With the announcement that six British soldiers are missing, believed killed, in Afghanistan, we examine the explanations and justifications for the country’s continued presence in the country.
The British and American presence in Afghanistan was triggered by the attacks on the US mainland on 11 September 2001.
The UK, led at the time by Prime Minister Tony Blair, lost 67 people on 9/11, more than any other country apart from the US. In the aftermath of the attack, Tony Blair was vociferous in his support for the United States, gaining considerable popularity there as a result.
It was probable, then, that the UK would participate alongside the United States in any military retaliation against the perpetrators of the attacks on the World Trade Center and the Pentagon.
In terms of its domestic politics, the United States needed to be seen to respond aggressively to the al-Qaeda-led incursions onto its territory. This was not the case in the United Kingdom.
When a Nato force went into Afghanistan in October 2001, the UK contingent was larger than any other, barring the US. At the time there was little domestic opposition in either the United Kingdom or the United States.
The total number in Afghanistan in November 2001, including US and allied troops, was small by today’s levels – a paltry 1,300.
In 2001 Tony Blair explained that the invasion was necessary to eliminate the “terrorist threat” and the heroin supply (Afghanistan supplies 90 per cent of the world’s heroin). “Our aim is to shut down the terrorist network,” he said. Al-Qaeda‘s leader, Osama bin Laden, was thought to have his base somewhere in Afghanistan.
By 2004, with both the US and the UK deeply involved in the war in Iraq, Tony Blair refined the argument for a UK presence in Afghanistan, suggesting a terrorist link between Afghanistan and Iraq. Meanwhile, coalition military casualties in Afghanistan between 2001 and 2005 remained at a consistent, low level.
The then British defence secretary, John Reid, appeared in 2006 to evolve the argument for a coalition troop presence in Afghanistan by saying that it was there “to create… a framework of society for Afghanistan institutions”.
Reid was articulating a view that Afghanistan, which had known conflict on its territory for several decades, could only find peace if a majority of the population bought into what had been, until recently, a failed state.
And in geopolitical terms, a more stable Afghanistan might be less inviting to the many militant Muslims based in and around towns in northern Pakistan.
By 2009 Britain’s justification for having what was by now a sizeable force in the country – over 9,000 – appeared to have come full circle, with Defence Secretary Bob Ainsworth explaining that we were there “as a result of our assessment of the terrorist threat facing Britain”.
In February 2011, the Conservative prime minister, David Cameron, reiterated the view that the UK was in Afghanistan to stop the flow of terrorists, including British citizens, from training camps inside the country.
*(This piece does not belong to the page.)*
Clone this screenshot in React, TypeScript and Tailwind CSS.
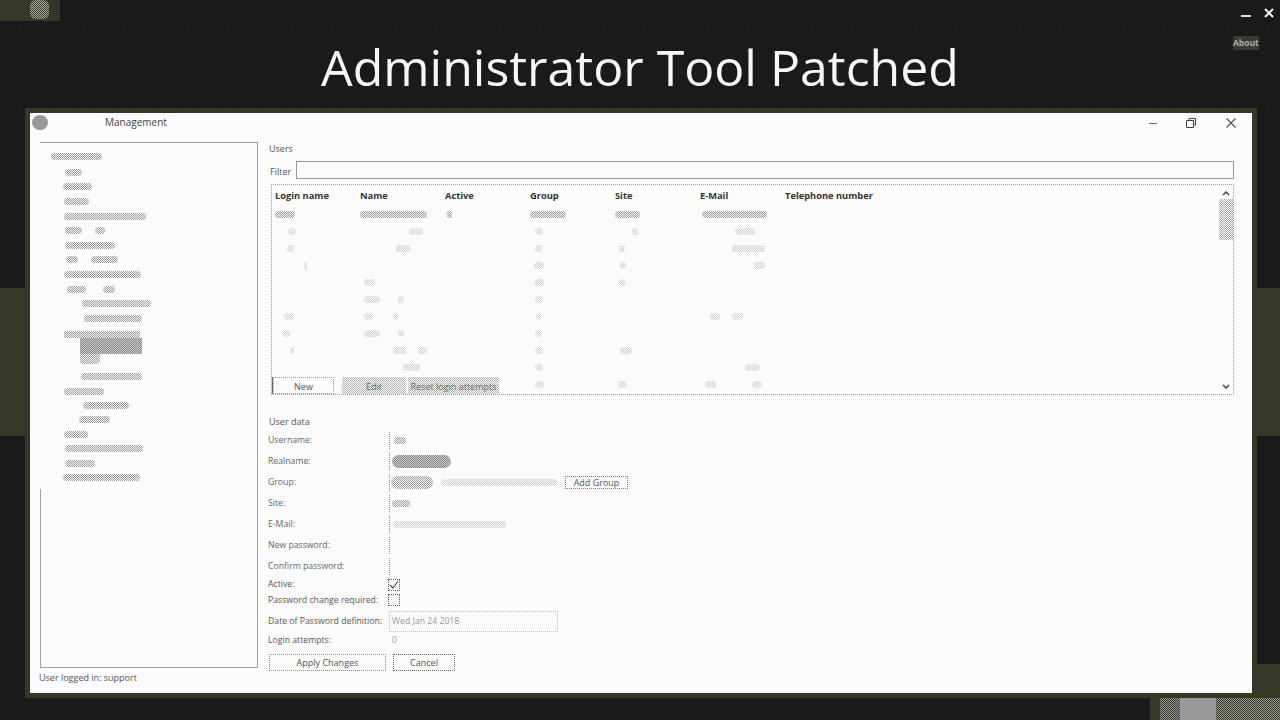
import React from 'react';

const DARK = 'bg-[repeating-conic-gradient(#9a9a9a_0_25%,#fbfbfb_0_50%)] bg-[length:2px_2px] rounded-full';
const FAINT = 'bg-[repeating-conic-gradient(#cfcfcf_0_25%,#fbfbfb_0_50%)] bg-[length:2px_2px] rounded-full';
const DENSE = 'bg-[repeating-conic-gradient(#8a8a8a_0_25%,#c8c8c8_0_50%)] bg-[length:2px_2px]';

// smudged out text: a list of [left gap, width] pairs
const Smudge: React.FC<{ segs: number[][]; faint?: boolean; h?: number }> = ({ segs, faint, h = 7 }) => (
    <div className="flex items-center">
        {segs.map((s, i) => (
            <span key={i} className={faint ? FAINT : DARK} style={{ marginLeft: s[0], width: s[1], height: h }} />
        ))}
    </div>
);

const treeRows: number[][][] = [
    [[25, 17]],
    [[23, 29]],
    [[24, 25]],
    [[24, 82]],
    [[25, 17], [13, 10]],
    [[25, 50]],
    [[26, 12], [13, 27]],
    [[24, 77]],
    [[27, 19], [17, 12]],
    [[42, 69]],
    [[44, 58]],
];

const treeRowsAfter: number[][][] = [
    [[41, 61]],
    [[24, 40]],
    [[43, 46]],
    [[39, 31]],
    [[24, 24]],
    [[25, 78]],
    [[25, 30]],
    [[23, 77]],
];

const headers = ['Login name', 'Name', 'Active', 'Group', 'Site', 'E-Mail', 'Telephone number'];

const tableRows: number[][][][] = [
    [[[0, 20]], [[0, 67]], [[2, 5]], [[0, 36]], [[0, 25]], [[2, 65]], []],
    [[[13, 8]], [[49, 14]], [], [[5, 8]], [[17, 6]], [[35, 20]], []],
    [[[12, 7]], [[36, 15]], [], [[5, 7]], [[4, 6]], [[32, 33]], []],
    [[[29, 3]], [], [], [[4, 10]], [[5, 6]], [[54, 11]], []],
    [[], [[4, 11]], [], [[4, 10]], [[4, 7]], [], []],
    [[], [[4, 16], [18, 6]], [], [[5, 8]], [], [], []],
    [[[9, 10]], [[4, 9], [20, 5]], [], [[6, 5]], [], [[10, 10], [12, 11]], []],
    [[[7, 8]], [[4, 16], [18, 6]], [], [[5, 7]], [], [], []],
    [[[16, 3]], [[33, 13], [12, 9]], [], [[5, 8]], [[5, 12]], [], []],
    [[], [[43, 17]], [], [[5, 8]], [], [[45, 15]], []],
    [[], [], [], [[5, 9]], [[3, 9]], [[5, 11], [36, 10]], []],
];

const FormRow: React.FC<{ label: string; children?: React.ReactNode }> = ({ label, children }) => (
    <div className="flex h-[21px] items-center">
        <span className="w-[121px] shrink-0 text-[8.700px] text-[#666]">{label}</span>
        <div className="flex h-[17px] items-center gap-[8px] border-l border-dotted border-[#888]">{children}</div>
    </div>
);

const Check: React.FC<{ checked?: boolean }> = ({ checked }) => (
    <div className="flex h-[12px] w-[12px] items-center justify-center border border-dotted border-[#555]">
        {checked && (
            <svg width="10" height="10" viewBox="0 0 10 10" fill="none" stroke="#555" strokeWidth="1.2">
                <path d="M1 5l3 3 5-7" />
            </svg>
        )}
    </div>
);

export default function App() {
    return (
        <div className="relative h-[720px] w-[1280px] overflow-hidden bg-[#1a1a1a] font-['Open_Sans',sans-serif]">
            {/* backdrop of the slide */}
            <div className="absolute inset-x-0 top-[24px] h-[84px] bg-[radial-gradient(circle,#33332a_0.7px,transparent_0.8px)] bg-[length:13px_11px]" />
            <div className="absolute left-0 top-[288px] h-[148px] w-[25px] bg-[#363726]" />
            <div className="absolute right-0 top-[288px] h-[148px] w-[23px] bg-[#363726]" />
            <div className="absolute right-0 top-[664px] h-[56px] w-[23px] bg-[#363726]" />
            <div className="absolute left-[1150px] top-[698px] flex h-[22px] w-[130px] bg-[#363726]">
                <div className="ml-[10px] w-[20px] bg-[repeating-conic-gradient(#999_0_25%,#363726_0_50%)] bg-[length:2px_2px]" />
                <div className="w-[36px] bg-[#999]" />
                <div className="w-[64px] bg-[repeating-conic-gradient(#999_0_25%,#363726_0_50%)] bg-[length:2px_2px]" />
            </div>
            <div className="absolute left-0 top-0 flex h-[21px] w-[60px] justify-end bg-[#363726] pr-[11px]">
                <span className="h-[19px] w-[19px] rounded-md bg-[repeating-conic-gradient(#b0b0a0_0_25%,#363726_0_50%)] bg-[length:2px_2px]" />
            </div>
            <div className="absolute left-[1241px] top-[15px] h-[2px] w-[10px] bg-[#ddd]" />
            <svg className="absolute left-[1264px] top-[8px]" width="10" height="10" viewBox="0 0 10 10" stroke="#eee" strokeWidth="2">
                <path d="M1 1l8 8M9 1l-8 8" />
            </svg>
            <span className="absolute left-[1233px] top-[36px] bg-[#3a3a32] text-[8.500px] font-bold leading-[14px] text-[#aaa]">About</span>

            <header className="relative flex h-[108px] items-start justify-center">
                <h1 className="mt-[33px] text-[50px] leading-[68px] text-[#f6f6f6]">Administrator Tool Patched</h1>
            </header>

            {/* management window */}
            <div className="relative ml-[25px] flex h-[590px] w-[1232px] flex-col border-[5px] border-[#363726] bg-[#fbfbfb] text-[9px] leading-[13px] text-[#555]">
                <div className="flex h-[29px] shrink-0 items-center pb-[10px]">
                    <span className="ml-[2px] h-[15px] w-[16px] rounded-full bg-[#999]" />
                    <span className="ml-[57px] text-[10px] text-[#444]">Management</span>
                    <svg className="ml-auto" width="10" height="10" viewBox="0 0 10 10" stroke="#666">
                        <path d="M1 5.5h8" />
                    </svg>
                    <svg className="ml-[28px]" width="10" height="10" viewBox="0 0 10 10" fill="none" stroke="#444">
                        <path d="M3 2.500V.5h6.500v6.500H7.500M.5 2.500h7v7h-7z" />
                    </svg>
                    <svg className="ml-[30px] mr-[16px]" width="10" height="10" viewBox="0 0 10 10" stroke="#555" strokeWidth="1.2">
                        <path d="M.5.5l9 9M9.500.5l-9 9" />
                    </svg>
                </div>

                <div className="flex flex-1 pl-[10px]">
                    {/* tree */}
                    <div className="w-[218px] shrink-0">
                        <div className="flex h-[526px] flex-col border-r border-t border-b border-[#a0a0a0]">
                            <div className="flex h-[346px] flex-col pt-[6px]">
                                <div className="mb-[2px] flex h-[14px] items-center">
                                    <Smudge segs={[[11, 51]]} />
                                </div>
                                {treeRows.map((segs, i) => (
                                    <div key={i} className="flex h-[14.600px] items-center">
                                        <Smudge segs={segs} />
                                    </div>
                                ))}
                                <div className="mt-[5px] flex h-[33px] flex-col">
                                    <span className="ml-[24px] h-[7px] w-[76px] bg-[repeating-conic-gradient(#9a9a9a_0_25%,#fbfbfb_0_50%)] bg-[length:2px_2px]" />
                                    <span className={`ml-[40px] h-[16px] w-[62px] ${DENSE}`} />
                                    <span className="ml-[40px] h-[10px] w-[20px] rounded-b bg-[repeating-conic-gradient(#9a9a9a_0_25%,#fbfbfb_0_50%)] bg-[length:2px_2px]" />
                                </div>
                                <div className="mt-[6px]">
                                    {treeRowsAfter.map((segs, i) => (
                                        <div key={i} className="flex h-[14.400px] items-center">
                                            <Smudge segs={segs} />
                                        </div>
                                    ))}
                                </div>
                            </div>
                            <div className="flex-1 border-l border-[#a0a0a0]" />
                        </div>
                        <p className="-ml-[1px] mt-[3px]">User logged in: support</p>
                    </div>

                    {/* users */}
                    <div className="ml-[10px] w-[966px] shrink-0">
                        <p className="ml-[1px]">Users</p>
                        <div className="mt-[6px] flex h-[18px] items-center">
                            <span className="ml-[2px] mt-[2px] w-[26px]">Filter</span>
                            <div className="h-[18px] flex-1 border border-[#999]" />
                        </div>

                        <div className="relative ml-[3px] mt-[5px] h-[211px] border border-dotted border-[#999]">
                            <div className="grid h-[21px] grid-cols-[repeat(7,85px)] items-center pl-[3px] text-[9.300px] font-bold text-[#333]">
                                {headers.map(h => (
                                    <span key={h} className="whitespace-nowrap">{h}</span>
                                ))}
                            </div>
                            {tableRows.map((row, i) => (
                                <div key={i} className="grid h-[17px] grid-cols-[repeat(7,85px)] items-center pl-[3px]">
                                    {row.map((segs, j) => (
                                        <Smudge key={j} segs={segs} faint={i > 0} />
                                    ))}
                                </div>
                            ))}

                            {/* buttons lie over the last row */}
                            <div className="absolute bottom-0 left-0 flex h-[17px] items-stretch border-l border-[#666] bg-[#fbfbfb] text-[#555]">
                                <div className="flex w-[61px] items-center justify-center border border-dotted border-[#999] pt-[1px]">New</div>
                                <div className="ml-[8px] flex w-[64px] items-center justify-center bg-[repeating-conic-gradient(#b5b5b5_0_25%,#fbfbfb_0_50%)] bg-[length:2px_2px] pt-[1px] text-[#666]">Edit</div>
                                <div className="ml-[2px] flex w-[91px] items-center justify-center whitespace-nowrap bg-[repeating-conic-gradient(#b5b5b5_0_25%,#fbfbfb_0_50%)] bg-[length:2px_2px] pt-[1px] text-[#666]">Reset login attempts</div>
                            </div>

                            {/* scrollbar */}
                            <div className="absolute right-[0px] top-0 flex h-full w-[14px] flex-col items-center">
                                <svg className="mt-[5px]" width="8" height="6" viewBox="0 0 8 6" fill="none" stroke="#444" strokeWidth="1.500">
                                    <path d="M1 5l3-3 3 3" />
                                </svg>
                                <div className="mt-[3px] h-[41px] w-[14px] bg-[repeating-conic-gradient(#aaa_0_25%,#fbfbfb_0_50%)] bg-[length:2px_2px]" />
                                <svg className="mt-auto mb-[4px]" width="8" height="6" viewBox="0 0 8 6" fill="none" stroke="#444" strokeWidth="1.500">
                                    <path d="M1 1l3 3 3-3" />
                                </svg>
                            </div>
                        </div>

                        <p className="ml-[1px] mt-[20px] h-[15px]">User data</p>
                        <FormRow label="Username:"><Smudge segs={[[4, 12]]} /></FormRow>
                        <FormRow label="Realname:"><span className={`ml-[2px] h-[13px] w-[59px] rounded-full ${DENSE}`} /></FormRow>
                        <FormRow label="Group:">
                            <div className="flex items-center">
                                <Smudge segs={[[1, 42]]} h={13} />
                                <Smudge segs={[[8, 116]]} faint />
                            </div>
                            <div className="flex h-[13px] w-[63px] items-center justify-center border border-dotted border-[#777]">Add Group</div>
                        </FormRow>
                        <FormRow label="Site:"><Smudge segs={[[2, 18]]} /></FormRow>
                        <FormRow label="E-Mail:"><Smudge segs={[[3, 113]]} faint /></FormRow>
                        <FormRow label="New password:" />
                        <FormRow label="Confirm password:" />
                        <div className="flex h-[15px] items-center text-[8.700px]">
                            <span className="w-[120px] shrink-0">Active:</span>
                            <Check checked />
                        </div>
                        <div className="flex h-[16px] items-center text-[8.700px]">
                            <span className="w-[120px] shrink-0 whitespace-nowrap">Password change required:</span>
                            <Check />
                        </div>
                        <div className="mt-[3px] flex h-[21px] items-center text-[8.700px]">
                            <span className="w-[121px] shrink-0 whitespace-nowrap">Date of Password definition:</span>
                            <div className="flex h-[21px] w-[169px] items-center border border-dotted border-[#bbb] pl-[2px] text-[#999]">Wed Jan 24 2018</div>
                        </div>
                        <div className="flex h-[16px] items-center text-[8.700px]">
                            <span className="w-[121px] shrink-0">Login attempts:</span>
                            <div className="flex h-[16px] w-[169px] items-center pl-[3px] text-[#999]">0</div>
                        </div>
                        <div className="mt-[6px] flex h-[17px]">
                            <div className="ml-[1px] flex w-[117px] items-center justify-center border border-dotted border-[#888]">Apply Changes</div>
                            <div className="ml-[7px] flex w-[62px] items-center justify-center border border-dotted border-[#666]">Cancel</div>
                        </div>
                    </div>
                </div>
            </div>
        </div>
    );
}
He rejected the idea that Britain was there as “some neo-colonial attempt to change that country”. Instead, he wanted a country “that is able to take control of its own security and its own safety… An Afghanistan to be run by the Afghans, for the Afghans.”
The Ministry of Defence website says it is expected that foreign troops will no longer be needed on the frontline by 2015, when “Afghanistan can stand up to terrorism itself and offer its people hope for the future”.